EXERCISE GOAL: Write out all of the entries that follow, word for word, but skip the pictures.

RECORDS SUPPLIED:
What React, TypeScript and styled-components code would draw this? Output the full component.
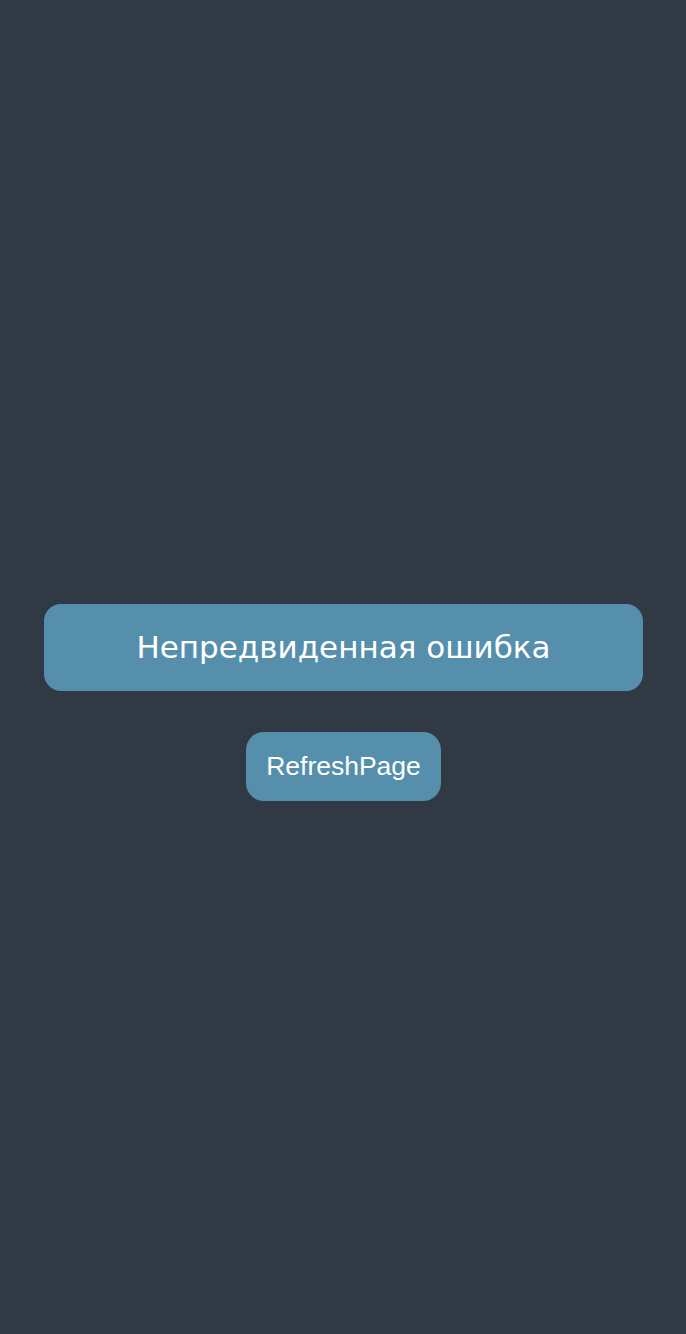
import styled, { createGlobalStyle } from 'styled-components'

const GlobalStyle = createGlobalStyle`
  html, body {
    margin: 0;
    padding: 0;
    background: #313a44;
  }
  * {
    box-sizing: border-box;
  }
`

const Page = styled.div`
  min-height: 100vh;
  display: flex;
  flex-direction: column;
  align-items: center;
  justify-content: center;
  gap: 41px;
  padding: 70px 43px 0 44px;
`

const ErrorBanner = styled.div`
  width: 100%;
  height: 87px;
  display: flex;
  align-items: center;
  justify-content: center;
  background-color: #558fac;
  border-radius: 17px;
  color: #ffffff;
  font-family: 'DejaVu Sans', Verdana, sans-serif;
  font-size: 31px;
`

const RefreshButton = styled.button`
  cursor: pointer;
  border: none;
  height: 69px;
  padding: 0 20px;
  background-color: #558fac;
  border-radius: 18px;
  color: #ffffff;
  font-family: 'Liberation Sans', Arial, sans-serif;
  font-size: 26.5px;
`

const App = () => {
  return (
    <>
      <GlobalStyle />
      <Page>
        <ErrorBanner>Непредвиденная ошибка</ErrorBanner>
        <RefreshButton onClick={() => window.location.reload()}>
          RefreshPage
        </RefreshButton>
      </Page>
    </>
  )
}

export default App
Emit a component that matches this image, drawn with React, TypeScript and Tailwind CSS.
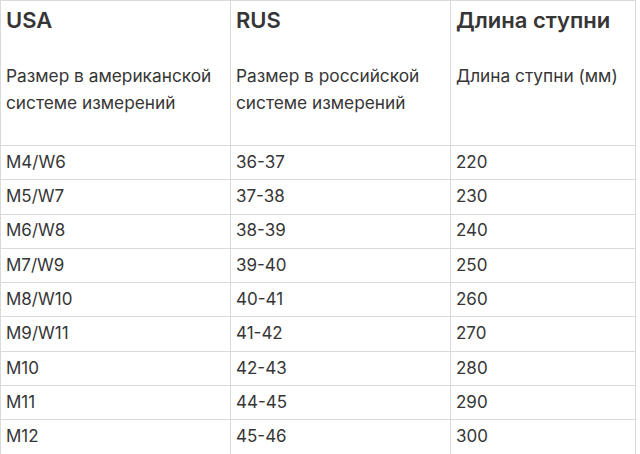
import React from 'react';

const rows = [
  ['M4/W6', '36-37', '220'],
  ['M5/W7', '37-38', '230'],
  ['M6/W8', '38-39', '240'],
  ['M7/W9', '39-40', '250'],
  ['M8/W10', '40-41', '260'],
  ['M9/W11', '41-42', '270'],
  ['M10', '42-43', '280'],
  ['M11', '44-45', '290'],
  ['M12', '45-46', '300'],
];

const headers = [
  { title: 'USA', sub: ['Размер в американской', 'системе измерений'] },
  { title: 'RUS', sub: ['Размер в российской', 'системе измерений'] },
  { title: 'Длина ступни', sub: ['Длина ступни (мм)'] },
];

const cols = 'grid grid-cols-[229px_220px_186px]';

export default function App() {
  return (
    <div className="w-[640px] h-[454px] bg-white text-[#363636] font-['Inter','Noto_Sans',sans-serif] overflow-hidden">
      <div className="w-[636px] border-l border-t border-r border-[#dadada]">
        {/* Header */}
        <div className={`${cols} h-[144px]`}>
          {headers.map((h, i) => (
            <div
              key={h.title}
              className={`px-[5px] pt-[5px] ${i > 0 ? 'border-l border-[#dadada]' : ''}`}
            >
              <div className="text-[22px] font-semibold leading-[28px]">{h.title}</div>
              <div className="mt-[28px] text-[17.3px] leading-[27px]">
                {h.sub.map((s) => (
                  <div key={s}>{s}</div>
                ))}
              </div>
            </div>
          ))}
        </div>

        {/* Rows */}
        {rows.map((r) => (
          <div key={r[0]} className={`${cols} h-[34.3px] border-t border-[#dadada]`}>
            {r.map((c, i) => (
              <div
                key={i}
                className={`flex items-center px-[5px] text-[17px] ${i > 0 ? 'border-l border-[#dadada]' : ''}`}
              >
                {c}
              </div>
            ))}
          </div>
        ))}
        <div className="border-t border-[#dadada]" />
      </div>
    </div>
  );
}
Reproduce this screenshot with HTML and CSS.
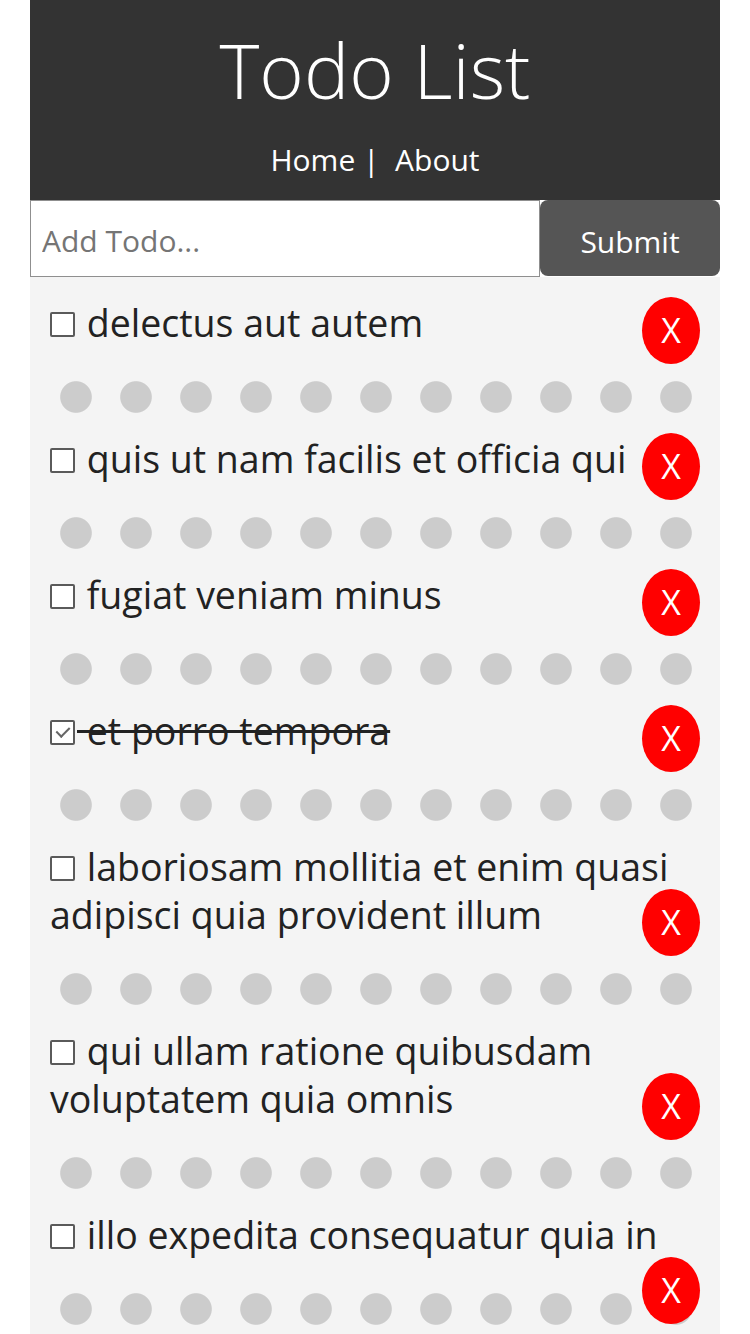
FILE: index.html
```html
<!DOCTYPE html>
<html lang="en">
<head>
<meta charset="utf-8">
<title>Todo List</title>
<link rel="stylesheet" href="styles.css">
</head>
<body>
<div class="app">
  <header class="header">
    <h1 class="title">Todo List</h1>
    <nav class="nav"><a class="nav-link" href="#">Home</a> |&nbsp; <a class="nav-link" href="#">About</a></nav>
  </header>
  <form class="add-form">
    <input class="add-input" type="text" placeholder="Add Todo...">
    <button class="btn" type="button">Submit</button>
  </form>
  <div class="todos">
    <div class="todo"><p class="todo-line"><input class="check" type="checkbox"> delectus aut autem<button class="del" type="button">X</button></p></div>
    <div class="todo"><p class="todo-line"><input class="check" type="checkbox"> quis ut nam facilis et officia qui<button class="del" type="button">X</button></p></div>
    <div class="todo"><p class="todo-line"><input class="check" type="checkbox"> fugiat veniam minus<button class="del" type="button">X</button></p></div>
    <div class="todo done"><p class="todo-line"><input class="check" type="checkbox" checked> et porro tempora<button class="del" type="button">X</button></p></div>
    <div class="todo"><p class="todo-line"><input class="check" type="checkbox"> laboriosam mollitia et enim quasi adipisci quia provident illum<button class="del" type="button">X</button></p></div>
    <div class="todo"><p class="todo-line"><input class="check" type="checkbox"> qui ullam ratione quibusdam voluptatem quia omnis<button class="del" type="button">X</button></p></div>
    <div class="todo"><p class="todo-line"><input class="check" type="checkbox"> illo expedita consequatur quia in<button class="del" type="button">X</button></p></div>
    <div class="todo"><p class="todo-line"><input class="check" type="checkbox"> molestiae perspiciatis ipsa<button class="del" type="button">X</button></p></div>
  </div>
</div>
</body>
</html>
```
FILE: styles.css
```css
* { box-sizing: border-box; }
html, body { margin: 0; padding: 0; background: #fff; }
body {
  font-family: "Open Sans", "Noto Sans", sans-serif;
  color: #222;
}
.app {
  margin: 0 30px;
}
.header {
  background: #333;
  color: #fff;
  text-align: center;
  padding: 25px 10px 20px;
}
.title {
  margin: 0;
  font-size: 76px;
  line-height: 90px;
  font-weight: 300;
}
.nav {
  margin-top: 25px;
  font-size: 30px;
  line-height: 40px;
}
.nav-link {
  color: #fff;
  text-decoration: none;
}
.add-form {
  display: flex;
  height: 77px;
}
.add-input {
  flex: 1;
  margin: 0;
  border: 1px solid #8f8f8f;
  padding: 4px 11px 0;
  font-family: inherit;
  font-size: 30px;
  color: #222;
  background: #fff;
  outline: none;
}
.add-input::placeholder { color: #757575; }
.btn {
  width: 180px;
  margin: 0 0 1px;
  border: none;
  border-radius: 8px;
  background: #555;
  color: #fff;
  font-family: inherit;
  font-size: 30px;
  padding: 6px 0 0;
}
.todo {
  background: #f4f4f4;
  padding: 22px 20px 0;
  font-size: 37.5px;
  line-height: 48px;
}
.todo::after {
  content: "";
  display: block;
  height: 32px;
  margin: 34px 8px 0 10px;
  background-image: radial-gradient(circle at 16px 16px, #ccc 15.3px, rgba(204,204,204,0) 16.3px);
  background-size: 60px 32px;
  background-repeat: repeat-x;
}
.todo-line { margin: 0; }
.done { text-decoration: line-through; }
.check {
  -webkit-appearance: none;
  appearance: none;
  display: inline-block;
  width: 25px;
  height: 25px;
  margin: 0 2px 0 0;
  vertical-align: baseline;
  border: 2px solid #5a5a5a;
  border-radius: 2px;
  background: #fff;
  position: relative;
}
.check:checked::after {
  content: "";
  position: absolute;
  left: 7px;
  top: 2px;
  width: 6px;
  height: 11px;
  border: solid #666;
  border-width: 0 2px 2px 0;
  transform: rotate(45deg);
}
.del {
  float: right;
  width: 58px;
  height: 67px;
  padding: 0;
  margin: -2px 0 0;
  border: none;
  border-radius: 50%;
  background: #ff0000;
  color: #fff;
  font-family: inherit;
  font-size: 34px;
  line-height: 67px;
  text-align: center;
}
```
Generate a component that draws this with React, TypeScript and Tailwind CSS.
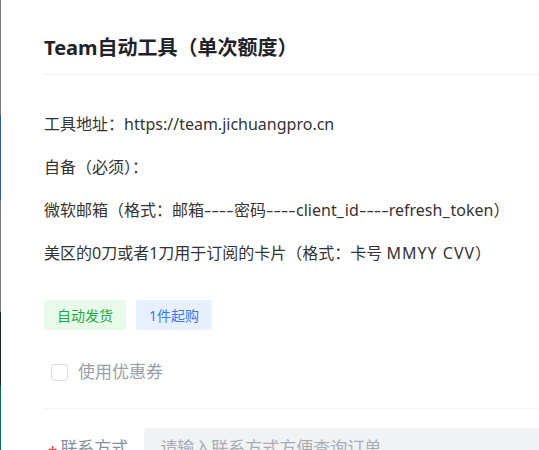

TASK RESPONSE:
What React, TypeScript and styled-components code would draw this? Output the full component.
import styled, { createGlobalStyle } from 'styled-components'

const GlobalStyle = createGlobalStyle`
  html, body {
    margin: 0;
    padding: 0;
    background: #313a44;
  }
  * {
    box-sizing: border-box;
  }
`

const Page = styled.div`
  min-height: 100vh;
  display: flex;
  flex-direction: column;
  align-items: center;
  justify-content: center;
  gap: 41px;
  padding: 70px 43px 0 44px;
`

const ErrorBanner = styled.div`
  width: 100%;
  height: 87px;
  display: flex;
  align-items: center;
  justify-content: center;
  background-color: #558fac;
  border-radius: 17px;
  color: #ffffff;
  font-family: 'DejaVu Sans', Verdana, sans-serif;
  font-size: 31px;
`

const RefreshButton = styled.button`
  cursor: pointer;
  border: none;
  height: 69px;
  padding: 0 20px;
  background-color: #558fac;
  border-radius: 18px;
  color: #ffffff;
  font-family: 'Liberation Sans', Arial, sans-serif;
  font-size: 26.5px;
`

const App = () => {
  return (
    <>
      <GlobalStyle />
      <Page>
        <ErrorBanner>Непредвиденная ошибка</ErrorBanner>
        <RefreshButton onClick={() => window.location.reload()}>
          RefreshPage
        </RefreshButton>
      </Page>
    </>
  )
}

export default App
Emit a component that matches this image, drawn with React, TypeScript and Tailwind CSS.
import React from 'react';

const rows = [
  ['M4/W6', '36-37', '220'],
  ['M5/W7', '37-38', '230'],
  ['M6/W8', '38-39', '240'],
  ['M7/W9', '39-40', '250'],
  ['M8/W10', '40-41', '260'],
  ['M9/W11', '41-42', '270'],
  ['M10', '42-43', '280'],
  ['M11', '44-45', '290'],
  ['M12', '45-46', '300'],
];

const headers = [
  { title: 'USA', sub: ['Размер в американской', 'системе измерений'] },
  { title: 'RUS', sub: ['Размер в российской', 'системе измерений'] },
  { title: 'Длина ступни', sub: ['Длина ступни (мм)'] },
];

const cols = 'grid grid-cols-[229px_220px_186px]';

export default function App() {
  return (
    <div className="w-[640px] h-[454px] bg-white text-[#363636] font-['Inter','Noto_Sans',sans-serif] overflow-hidden">
      <div className="w-[636px] border-l border-t border-r border-[#dadada]">
        {/* Header */}
        <div className={`${cols} h-[144px]`}>
          {headers.map((h, i) => (
            <div
              key={h.title}
              className={`px-[5px] pt-[5px] ${i > 0 ? 'border-l border-[#dadada]' : ''}`}
            >
              <div className="text-[22px] font-semibold leading-[28px]">{h.title}</div>
              <div className="mt-[28px] text-[17.3px] leading-[27px]">
                {h.sub.map((s) => (
                  <div key={s}>{s}</div>
                ))}
              </div>
            </div>
          ))}
        </div>

        {/* Rows */}
        {rows.map((r) => (
          <div key={r[0]} className={`${cols} h-[34.3px] border-t border-[#dadada]`}>
            {r.map((c, i) => (
              <div
                key={i}
                className={`flex items-center px-[5px] text-[17px] ${i > 0 ? 'border-l border-[#dadada]' : ''}`}
              >
                {c}
              </div>
            ))}
          </div>
        ))}
        <div className="border-t border-[#dadada]" />
      </div>
    </div>
  );
}
Reproduce this screenshot with HTML and CSS.
FILE: index.html
```html
<!DOCTYPE html>
<html lang="en">
<head>
<meta charset="utf-8">
<title>Todo List</title>
<link rel="stylesheet" href="styles.css">
</head>
<body>
<div class="app">
  <header class="header">
    <h1 class="title">Todo List</h1>
    <nav class="nav"><a class="nav-link" href="#">Home</a> |&nbsp; <a class="nav-link" href="#">About</a></nav>
  </header>
  <form class="add-form">
    <input class="add-input" type="text" placeholder="Add Todo...">
    <button class="btn" type="button">Submit</button>
  </form>
  <div class="todos">
    <div class="todo"><p class="todo-line"><input class="check" type="checkbox"> delectus aut autem<button class="del" type="button">X</button></p></div>
    <div class="todo"><p class="todo-line"><input class="check" type="checkbox"> quis ut nam facilis et officia qui<button class="del" type="button">X</button></p></div>
    <div class="todo"><p class="todo-line"><input class="check" type="checkbox"> fugiat veniam minus<button class="del" type="button">X</button></p></div>
    <div class="todo done"><p class="todo-line"><input class="check" type="checkbox" checked> et porro tempora<button class="del" type="button">X</button></p></div>
    <div class="todo"><p class="todo-line"><input class="check" type="checkbox"> laboriosam mollitia et enim quasi adipisci quia provident illum<button class="del" type="button">X</button></p></div>
    <div class="todo"><p class="todo-line"><input class="check" type="checkbox"> qui ullam ratione quibusdam voluptatem quia omnis<button class="del" type="button">X</button></p></div>
    <div class="todo"><p class="todo-line"><input class="check" type="checkbox"> illo expedita consequatur quia in<button class="del" type="button">X</button></p></div>
    <div class="todo"><p class="todo-line"><input class="check" type="checkbox"> molestiae perspiciatis ipsa<button class="del" type="button">X</button></p></div>
  </div>
</div>
</body>
</html>
```
FILE: styles.css
```css
* { box-sizing: border-box; }
html, body { margin: 0; padding: 0; background: #fff; }
body {
  font-family: "Open Sans", "Noto Sans", sans-serif;
  color: #222;
}
.app {
  margin: 0 30px;
}
.header {
  background: #333;
  color: #fff;
  text-align: center;
  padding: 25px 10px 20px;
}
.title {
  margin: 0;
  font-size: 76px;
  line-height: 90px;
  font-weight: 300;
}
.nav {
  margin-top: 25px;
  font-size: 30px;
  line-height: 40px;
}
.nav-link {
  color: #fff;
  text-decoration: none;
}
.add-form {
  display: flex;
  height: 77px;
}
.add-input {
  flex: 1;
  margin: 0;
  border: 1px solid #8f8f8f;
  padding: 4px 11px 0;
  font-family: inherit;
  font-size: 30px;
  color: #222;
  background: #fff;
  outline: none;
}
.add-input::placeholder { color: #757575; }
.btn {
  width: 180px;
  margin: 0 0 1px;
  border: none;
  border-radius: 8px;
  background: #555;
  color: #fff;
  font-family: inherit;
  font-size: 30px;
  padding: 6px 0 0;
}
.todo {
  background: #f4f4f4;
  padding: 22px 20px 0;
  font-size: 37.5px;
  line-height: 48px;
}
.todo::after {
  content: "";
  display: block;
  height: 32px;
  margin: 34px 8px 0 10px;
  background-image: radial-gradient(circle at 16px 16px, #ccc 15.3px, rgba(204,204,204,0) 16.3px);
  background-size: 60px 32px;
  background-repeat: repeat-x;
}
.todo-line { margin: 0; }
.done { text-decoration: line-through; }
.check {
  -webkit-appearance: none;
  appearance: none;
  display: inline-block;
  width: 25px;
  height: 25px;
  margin: 0 2px 0 0;
  vertical-align: baseline;
  border: 2px solid #5a5a5a;
  border-radius: 2px;
  background: #fff;
  position: relative;
}
.check:checked::after {
  content: "";
  position: absolute;
  left: 7px;
  top: 2px;
  width: 6px;
  height: 11px;
  border: solid #666;
  border-width: 0 2px 2px 0;
  transform: rotate(45deg);
}
.del {
  float: right;
  width: 58px;
  height: 67px;
  padding: 0;
  margin: -2px 0 0;
  border: none;
  border-radius: 50%;
  background: #ff0000;
  color: #fff;
  font-family: inherit;
  font-size: 34px;
  line-height: 67px;
  text-align: center;
}
```
Generate a component that draws this with React, TypeScript and Tailwind CSS.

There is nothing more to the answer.